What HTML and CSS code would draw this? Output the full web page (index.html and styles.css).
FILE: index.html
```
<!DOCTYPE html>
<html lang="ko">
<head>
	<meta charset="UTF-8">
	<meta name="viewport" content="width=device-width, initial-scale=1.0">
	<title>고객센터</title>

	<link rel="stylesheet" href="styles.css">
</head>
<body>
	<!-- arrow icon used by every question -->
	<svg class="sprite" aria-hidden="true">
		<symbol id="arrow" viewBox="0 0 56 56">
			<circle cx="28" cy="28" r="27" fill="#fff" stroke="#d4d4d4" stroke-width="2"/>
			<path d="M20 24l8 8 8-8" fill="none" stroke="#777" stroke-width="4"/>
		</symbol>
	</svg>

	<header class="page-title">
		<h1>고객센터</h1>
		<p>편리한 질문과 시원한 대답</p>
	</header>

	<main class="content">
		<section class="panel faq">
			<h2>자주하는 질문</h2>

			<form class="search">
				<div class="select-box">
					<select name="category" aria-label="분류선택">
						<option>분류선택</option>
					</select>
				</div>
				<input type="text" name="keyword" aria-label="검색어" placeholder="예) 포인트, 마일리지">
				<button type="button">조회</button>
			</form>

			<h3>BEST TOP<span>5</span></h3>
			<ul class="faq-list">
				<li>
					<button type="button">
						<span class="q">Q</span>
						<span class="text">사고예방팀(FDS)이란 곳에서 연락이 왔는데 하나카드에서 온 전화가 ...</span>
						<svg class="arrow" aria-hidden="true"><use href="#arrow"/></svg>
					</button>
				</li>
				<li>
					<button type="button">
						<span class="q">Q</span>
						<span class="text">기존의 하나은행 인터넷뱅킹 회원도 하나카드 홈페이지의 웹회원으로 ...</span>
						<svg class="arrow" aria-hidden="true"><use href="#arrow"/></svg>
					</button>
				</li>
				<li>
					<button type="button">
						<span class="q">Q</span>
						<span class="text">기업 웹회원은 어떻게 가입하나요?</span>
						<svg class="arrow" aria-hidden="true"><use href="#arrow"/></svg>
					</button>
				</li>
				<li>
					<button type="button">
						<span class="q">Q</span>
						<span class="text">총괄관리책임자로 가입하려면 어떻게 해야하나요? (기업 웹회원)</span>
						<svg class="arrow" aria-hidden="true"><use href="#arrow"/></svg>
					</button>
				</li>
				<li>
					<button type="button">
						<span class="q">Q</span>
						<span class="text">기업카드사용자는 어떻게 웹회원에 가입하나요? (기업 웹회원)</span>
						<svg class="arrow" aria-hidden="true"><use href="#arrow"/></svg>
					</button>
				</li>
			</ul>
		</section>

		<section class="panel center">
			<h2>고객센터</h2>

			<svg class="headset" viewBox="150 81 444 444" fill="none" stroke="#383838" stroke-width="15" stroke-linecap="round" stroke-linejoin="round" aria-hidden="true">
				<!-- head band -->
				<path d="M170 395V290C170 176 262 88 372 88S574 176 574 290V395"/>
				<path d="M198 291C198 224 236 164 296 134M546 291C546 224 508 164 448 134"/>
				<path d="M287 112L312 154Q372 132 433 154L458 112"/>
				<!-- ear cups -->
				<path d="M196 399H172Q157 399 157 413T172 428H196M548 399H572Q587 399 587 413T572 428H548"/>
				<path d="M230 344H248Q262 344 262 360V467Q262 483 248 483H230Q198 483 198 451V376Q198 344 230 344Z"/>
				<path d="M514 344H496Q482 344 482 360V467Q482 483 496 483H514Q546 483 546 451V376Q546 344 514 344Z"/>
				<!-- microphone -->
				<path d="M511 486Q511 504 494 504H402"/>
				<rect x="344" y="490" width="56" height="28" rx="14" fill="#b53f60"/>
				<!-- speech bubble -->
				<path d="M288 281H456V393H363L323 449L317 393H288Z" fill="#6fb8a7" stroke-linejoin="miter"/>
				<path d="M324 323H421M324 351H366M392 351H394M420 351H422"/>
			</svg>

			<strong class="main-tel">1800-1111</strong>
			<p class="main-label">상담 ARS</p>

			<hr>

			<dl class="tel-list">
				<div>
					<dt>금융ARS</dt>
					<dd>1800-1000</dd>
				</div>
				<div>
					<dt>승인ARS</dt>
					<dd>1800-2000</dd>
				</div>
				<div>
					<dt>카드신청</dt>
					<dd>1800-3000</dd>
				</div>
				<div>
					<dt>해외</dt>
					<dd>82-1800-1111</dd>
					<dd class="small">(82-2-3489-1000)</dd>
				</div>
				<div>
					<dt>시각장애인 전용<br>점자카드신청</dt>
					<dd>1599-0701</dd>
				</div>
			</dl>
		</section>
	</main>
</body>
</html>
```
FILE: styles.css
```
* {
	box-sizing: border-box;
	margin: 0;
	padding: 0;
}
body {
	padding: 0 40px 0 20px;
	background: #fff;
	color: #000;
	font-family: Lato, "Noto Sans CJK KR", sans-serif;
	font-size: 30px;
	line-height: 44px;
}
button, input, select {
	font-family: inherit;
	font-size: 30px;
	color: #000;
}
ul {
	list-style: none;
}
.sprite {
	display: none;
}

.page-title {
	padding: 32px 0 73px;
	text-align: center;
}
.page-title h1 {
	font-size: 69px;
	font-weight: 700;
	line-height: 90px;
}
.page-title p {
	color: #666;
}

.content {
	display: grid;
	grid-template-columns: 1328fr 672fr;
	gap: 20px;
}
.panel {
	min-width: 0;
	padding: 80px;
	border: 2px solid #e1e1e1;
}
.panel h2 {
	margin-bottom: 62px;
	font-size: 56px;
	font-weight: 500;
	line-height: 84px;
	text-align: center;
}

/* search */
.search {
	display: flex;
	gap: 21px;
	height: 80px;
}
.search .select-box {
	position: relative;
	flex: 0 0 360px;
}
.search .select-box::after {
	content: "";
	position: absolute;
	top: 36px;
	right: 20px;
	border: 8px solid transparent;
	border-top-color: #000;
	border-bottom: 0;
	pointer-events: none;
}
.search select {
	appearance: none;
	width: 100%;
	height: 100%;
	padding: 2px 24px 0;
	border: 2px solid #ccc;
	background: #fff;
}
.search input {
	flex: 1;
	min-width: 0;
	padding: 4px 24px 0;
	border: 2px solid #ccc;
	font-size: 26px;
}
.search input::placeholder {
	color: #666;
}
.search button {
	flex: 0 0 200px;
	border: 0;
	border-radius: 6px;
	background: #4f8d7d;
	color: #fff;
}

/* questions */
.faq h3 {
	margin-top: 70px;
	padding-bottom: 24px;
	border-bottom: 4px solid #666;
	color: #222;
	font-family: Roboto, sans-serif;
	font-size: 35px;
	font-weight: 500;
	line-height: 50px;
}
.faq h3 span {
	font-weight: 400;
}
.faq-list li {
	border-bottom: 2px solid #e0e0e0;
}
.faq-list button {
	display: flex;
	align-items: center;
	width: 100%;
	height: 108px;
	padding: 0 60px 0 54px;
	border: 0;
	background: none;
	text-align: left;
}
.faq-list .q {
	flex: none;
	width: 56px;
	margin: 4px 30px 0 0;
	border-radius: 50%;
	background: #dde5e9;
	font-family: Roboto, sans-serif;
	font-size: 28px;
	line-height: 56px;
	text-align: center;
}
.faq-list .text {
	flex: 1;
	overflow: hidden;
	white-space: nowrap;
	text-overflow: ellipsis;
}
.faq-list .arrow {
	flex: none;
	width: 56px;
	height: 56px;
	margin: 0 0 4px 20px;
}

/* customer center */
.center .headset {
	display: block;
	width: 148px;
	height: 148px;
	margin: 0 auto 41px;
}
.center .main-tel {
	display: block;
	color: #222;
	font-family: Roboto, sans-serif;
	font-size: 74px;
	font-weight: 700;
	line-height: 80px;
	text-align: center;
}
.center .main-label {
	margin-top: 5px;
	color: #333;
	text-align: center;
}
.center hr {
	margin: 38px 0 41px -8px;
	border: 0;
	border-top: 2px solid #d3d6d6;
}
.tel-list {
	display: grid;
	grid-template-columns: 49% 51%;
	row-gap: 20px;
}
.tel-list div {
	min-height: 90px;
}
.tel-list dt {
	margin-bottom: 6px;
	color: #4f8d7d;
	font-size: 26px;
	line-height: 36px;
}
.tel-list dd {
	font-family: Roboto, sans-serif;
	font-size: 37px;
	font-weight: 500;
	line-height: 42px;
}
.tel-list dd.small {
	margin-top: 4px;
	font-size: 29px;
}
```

=======

# [SET PROBLEM]
Extract, from the material above, each line holding the word "html".

# [WRITTEN SOLUTION]
What HTML and CSS code would draw this? Output the full web page (index.html and styles.css).
FILE: index.html
<!DOCTYPE html>
<html lang="ko">
</html>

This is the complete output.